#14: Object permanence
Norwegian winter fog.
People disappear when they die. It's weird. It's like going back to a book you've read and trying to find something you were certain to have remembered reading but it's gone like it was never written. It's like finding out that a history book you've never read had parts of it erased, only in this case, it's living history that's gone. I think it's such a universal human desire to record time, to record history, to record the stories of our past, because we very quickly run into the human limits of memory and the hardest limit of all: the finiteness of life.
As babies, we all have to get over the hump of object impermanence, the belief that things stop existing once we stop seeing them. "See, mom's not gone, she just went into the other room to get your favorite toy. She'll be right back. See? She was just gone for 10 seconds and if you learned to wait just a moment, you'd understand, you'd understand ..." Maybe we learned object permanence a little too well. I guess that's what makes it hard: believing too strongly that people still exist even if you don't see them anymore. Wanting to believe that they're not gone, they're just around the corner, in another room, with our favorite thing, and that we're just waiting for them to come back. That by waiting, we'd understand.

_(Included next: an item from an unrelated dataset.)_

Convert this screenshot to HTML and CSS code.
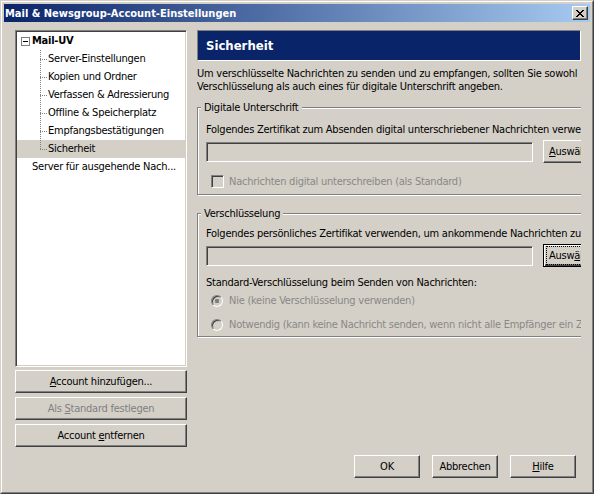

I think this is why the act of ceremony matters so much. It reconciles biases and disbelief, it commiserates truth. It's the period of a sentence, the division point between permanence and impermanence. It's the sign telling us to stop waiting, stop trying to understand what's beyond understanding. It's the reminder that we are next. For life, for death, and for everything in between. See, the babies got it right the first time: it's not us who have the object permanence, it's the dead. We adults have got it wrong, because we’ve been “impermanent objects” the whole time; we just tend to forget about it.